Milano capitale dello smart working: è previsto in un’azienda su due
di Cristina Casadei
3' di lettura
Non c’è città in Italia che più di Milano sia il simbolo dei mille volti dello smart working. Lo prevede in Italia il 43% delle aziende con almeno 250 lavoratori e di queste quasi una su due è nel capoluogo lombardo, come emerge dall’ultimo rapporto sul Lavoro a Milano, realizzato da Assolombarda, Cgil, Cisl e Uil, sulla base dei dati dell’Osservatorio del Politecnico di Milano. Nelle Pmi questa percentuale si dimezza, ma in totale sono oltre 300mila i lavoratori coinvolti. Si tratta dell’8% della popolazione occupata, una percentuale in costante, seppur contenuta crescita, visto che se andiamo indietro di cinque anni era pari al 5%. Allargando il confronto agli altri paesi europei, anche la Milano del progresso, è ancora lontana dalla media del 18%. Ci superano la Francia con il 25%, la Germania con il 13% e la Spagna con il 12%.
La continua evoluzione del lavoro, anche nei suoi aspetti organizzativi, riporta al centro il tema della formazione. «In particolare alla luce delle nuove competenze richieste dalla trasformazione digitale e da industria 4.0 - dice Mauro Chiassarini, vicepresidente di Assolombarda alle politiche del Lavoro, sicurezza e welfare -. In questa direzione da tempo, insieme con Cgil, Cisl e Uil promuoviamo un’azione comune, certi del fatto che il sistema educativo e quello delle imprese debbano collaborare sempre di più e giocare un ruolo di primo piano nella formazione dei giovani».
C’è un’aria nuova nel mercato del lavoro milanese, se ci guardiamo indietro di pochi anni, o vecchia, se pensiamo al periodo precrisi. Dopo nove anni il tasso di occupazione in Lombardia è infatti tornato sopra il livello precrisi. Nel 2017 il tasso ha raggiunto il 67,3%, superando il valore del 2008 che era pari al 66,9%. Milano, che oggi è al 69,5%, aveva già superato i livelli pre crisi nel 2016, mentre l’Italia (al 58%) non si è ancora riportata su quei livelli. Il rapporto “Il lavoro a Milano”, realizzato da Assolombarda, Cgil, Cisl e Uil, spiega che, rispetto ai livelli del 2008, cresce il numero degli occupati: sono aumentati di 125mila in Lombardia e di 90mila a Milano.

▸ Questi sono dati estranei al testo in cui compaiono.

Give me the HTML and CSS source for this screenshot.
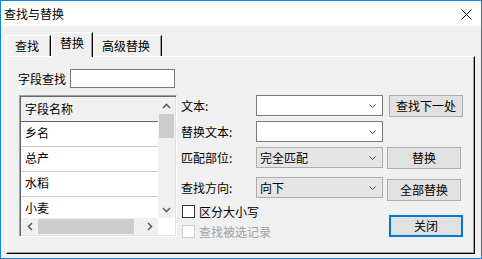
FILE: index.html
```html
<!DOCTYPE html>
<html lang="zh-CN">
<head>
<meta charset="utf-8">
<title>查找与替换</title>
<link rel="stylesheet" href="styles.css">
</head>
<body>
<div class="window">
  <div class="titlebar">
    <span class="title">查找与替换</span>
    <svg class="close" width="11" height="11" viewBox="0 0 11 11"><path d="M0.5 0.5 L10.5 10.5 M10.5 0.5 L0.5 10.5" stroke="#000" stroke-width="1" fill="none"/></svg>
  </div>
  <div class="client">
    <div class="tabs">
      <div class="tab tab-first">查找</div>
      <div class="tab active">替换</div>
      <div class="tab">高级替换</div>
    </div>
    <div class="panel">
      <div class="leftcol">
        <div class="search">
          <span class="search-label">字段查找</span>
          <div class="input"></div>
        </div>
        <div class="listbox">
          <div class="listmain">
            <div class="rows">
              <div class="row head">字段名称</div>
              <div class="row">乡名</div>
              <div class="row">总产</div>
              <div class="row">水稻</div>
              <div class="row">小麦</div>
            </div>
            <div class="vscroll">
              <div class="sbtn"><svg width="9" height="6" viewBox="0 0 9 6"><path d="M1 5 L4.5 1.5 L8 5" stroke="#606060" stroke-width="1.6" fill="none"/></svg></div>
              <div class="vthumb"></div>
              <div class="vtrack"></div>
              <div class="sbtn"><svg width="9" height="6" viewBox="0 0 9 6"><path d="M1 1 L4.5 4.5 L8 1" stroke="#606060" stroke-width="1.6" fill="none"/></svg></div>
            </div>
          </div>
          <div class="hrow">
            <div class="hscroll">
              <div class="sbtn"><svg width="6" height="9" viewBox="0 0 6 9"><path d="M5 1 L1.5 4.5 L5 8" stroke="#606060" stroke-width="1.6" fill="none"/></svg></div>
              <div class="hthumb"></div>
              <div class="htrack"></div>
              <div class="sbtn"><svg width="6" height="9" viewBox="0 0 6 9"><path d="M1 1 L4.5 4.5 L1 8" stroke="#606060" stroke-width="1.6" fill="none"/></svg></div>
            </div>
            <div class="corner"></div>
          </div>
        </div>
      </div>
      <div class="rightcol">
        <div class="frow r1">
          <span class="flabel">文本:</span>
          <div class="combo"><span></span><svg width="7" height="4" viewBox="0 0 7 4"><path d="M0.5 0.5 L3.5 3.5 L6.5 0.5" stroke="#444" stroke-width="1" fill="none"/></svg></div>
          <div class="btn btn-wide">查找下一处</div>
        </div>
        <div class="frow r2">
          <span class="flabel">替换文本:</span>
          <div class="combo"><span></span><svg width="7" height="4" viewBox="0 0 7 4"><path d="M0.5 0.5 L3.5 3.5 L6.5 0.5" stroke="#444" stroke-width="1" fill="none"/></svg></div>
        </div>
        <div class="frow r3">
          <span class="flabel">匹配部位:</span>
          <div class="combo ro"><span>完全匹配</span><svg width="7" height="4" viewBox="0 0 7 4"><path d="M0.5 0.5 L3.5 3.5 L6.5 0.5" stroke="#444" stroke-width="1" fill="none"/></svg></div>
          <div class="btn btn-narrow">替换</div>
        </div>
        <div class="frow r4">
          <span class="flabel">查找方向:</span>
          <div class="combo ro"><span>向下</span><svg width="7" height="4" viewBox="0 0 7 4"><path d="M0.5 0.5 L3.5 3.5 L6.5 0.5" stroke="#444" stroke-width="1" fill="none"/></svg></div>
          <div class="btn btn-narrow btn-low">全部替换</div>
        </div>
        <div class="bottom">
          <div class="checks">
            <div class="check"><span class="box"></span><span>区分大小写</span></div>
            <div class="check disabled"><span class="box"></span><span>查找被选记录</span></div>
          </div>
          <div class="btn btn-default">关闭</div>
        </div>
      </div>
    </div>
  </div>
</div>
</body>
</html>
```

FILE: styles.css
```css
* { box-sizing: border-box; }
html, body { margin: 0; padding: 0; background: #fff; }
body {
  font-family: "Noto Sans CJK SC", "Microsoft YaHei", sans-serif;
  font-size: 12px;
  color: #000;
}
.window {
  width: 482px;
  height: 259px;
  border: 1px solid #1883d7;
  display: flex;
  flex-direction: column;
  background: #f0f0f0;
}
.titlebar {
  height: 25px;
  flex: none;
  background: #fff;
  display: flex;
  align-items: center;
  justify-content: space-between;
  padding: 0 9px 0 3px;
}
.title { line-height: 14px; }
.close { display: block; margin-top: 1px; }
.client {
  flex: 1;
  display: flex;
  flex-direction: column;
  padding: 6px 6px 4px 5px;
}
.tabs {
  display: flex;
  align-items: flex-end;
  height: 24px;
  flex: none;
}
.tab {
  height: 21px;
  line-height: 20px;
  padding: 0 11px 0 8px;
  border-top: 1px solid #fff;
  border-left: 1px solid #fff;
  border-right: 1px solid #000;
  box-shadow: inset -1px 0 #a0a0a0;
  background: #f0f0f0;
  white-space: nowrap;
}
.tab.active {
  height: 25px;
  padding: 0 8px 4px 8px;
  margin-bottom: -1px;
  position: relative;
  z-index: 1;
}
.panel {
  flex: 1;
  display: flex;
  padding-left: 11px;
  border-top: 1px solid #fff;
  border-left: 1px solid #fff;
  border-right: 1px solid #000;
  border-bottom: 1px solid #000;
  box-shadow: inset -1px -1px #a0a0a0;
}
.leftcol {
  width: 159px;
  padding-top: 12px;
  display: flex;
  flex-direction: column;
}
.search {
  display: flex;
  align-items: center;
  height: 19px;
}
.search-label { width: 52px; line-height: 16px; }
.input {
  width: 105px;
  height: 19px;
  border: 1px solid #7a7a7a;
  background: #fff;
}
.listbox {
  margin-top: 7px;
  margin-left: 1px;
  width: 158px;
  height: 142px;
  padding: 1px;
  border: 1px solid;
  border-color: #a0a0a0 #fff #fff #a0a0a0;
  box-shadow: inset 1px 1px #696969, inset -1px -1px #e3e3e3;
  display: flex;
  flex-direction: column;
}
.listmain {
  display: flex;
  height: 121px;
}
.rows {
  flex: 1;
  background: #fff;
  overflow: hidden;
}
.row {
  height: 25px;
  line-height: 22px;
  padding-left: 4px;
  border-bottom: 1px solid #c8c8c8;
  background: #fff;
}
.row.head {
  background: #f0f0f0;
  border-bottom-color: #646464;
  line-height: 24px;
}
.vscroll {
  width: 17px;
  background: #f0f0f0;
  display: flex;
  flex-direction: column;
}
.sbtn {
  width: 17px;
  height: 17px;
  flex: none;
  display: flex;
  align-items: center;
  justify-content: center;
}
.vthumb {
  height: 24px;
  margin: 0 1px;
  background: #cdcdcd;
}
.vtrack { flex: 1; }
.hrow {
  display: flex;
  height: 17px;
}
.hscroll {
  flex: 1;
  display: flex;
  background: #f0f0f0;
}
.hthumb {
  width: 96px;
  margin: 1px 0;
  background: #cdcdcd;
}
.htrack { flex: 1; }
.corner {
  width: 17px;
  background: #fff;
}
.rightcol {
  margin-left: 4px;
  padding-top: 38px;
}
.frow {
  display: flex;
  align-items: flex-start;
}
.flabel {
  width: 75px;
  height: 21px;
  line-height: 21px;
}
.combo {
  width: 127px;
  height: 21px;
  border: 1px solid #7a7a7a;
  background: #fff;
  display: flex;
  align-items: center;
  justify-content: space-between;
  padding: 0 6px 0 3px;
  line-height: 19px;
}
.combo svg { display: block; margin-top: 1px; }
.combo.ro {
  background: #e5e5e5;
  border-color: #acacac;
}
.r1 { height: 22px; }
.r2 { margin-top: 4px; }
.r3 { margin-top: 5px; height: 22px; }
.r4 { margin-top: 8px; height: 24px; }
.btn {
  width: 74px;
  height: 22px;
  border: 1px solid #adadad;
  background: #e1e1e1;
  display: flex;
  align-items: center;
  justify-content: center;
  line-height: 16px;
}
.btn-wide { margin-left: 6px; }
.btn-narrow { margin-left: 4px; }
.btn-low { margin-top: 2px; }
.btn-default {
  border: 2px solid #0078d7;
  margin-top: 10px;
}
.bottom {
  display: flex;
  margin-top: 4px;
}
.checks {
  width: 208px;
  display: flex;
  flex-direction: column;
  gap: 7px;
}
.check {
  display: flex;
  align-items: center;
  height: 13px;
  line-height: 13px;
}
.box {
  width: 13px;
  height: 13px;
  border: 1px solid #333;
  background: #fff;
  margin-left: 1px;
  margin-right: 4px;
}
.check.disabled { color: #a0a0a0; }
.check.disabled .box { border-color: #cccccc; background: #fff; }
```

La crescita si caratterizza per due fattori. Il primo è l’occupazione a tempo determinato che determina l’impatto maggiore con il suo +12,3%. La quota degli occupati a tempo determinato in Lombardia è sempre rimasta intorno al 10 per cento, negli anni della crisi, mentre oggi è all’11,3%. Complessivamente, come ha spiegato il vicepresidente di Assolombarda alle politiche del Lavoro, sicurezza e welfare, «l’indagine presenta un quadro del 2017 positivo che vede crescere il numero di imprese sul territorio, +1,4% a Milano e +0,5% a Monza e il numero di occupati: + 37mila rispetto all’anno precedente. Le aziende manifatturiere hanno avuto una leggera flessione, compensata da una diffusa crescita dei servizi». In questo contesto positivo l’elemento che Chiassarini vuole sottolineare riguarda i giovani: «Il tasso di occupazione giovanile è finalmente sceso di 7 punti ma non è bastato a colmare lo squilibrio generazionale che continua a costituire una criticità».
Nella lettura di Massimo Bonini della Cgil si tratta di «una ripresa di basso profilo», mentre da Danilo Galvagni della Cisl arriva l’invito ad «assumere i giovani con contratti veri e non con stage» e Antonio Albrizio della Uil sottolinea che «siamo lontani da dati strutturati che possono far parlare di effettiva ripresa del mercato».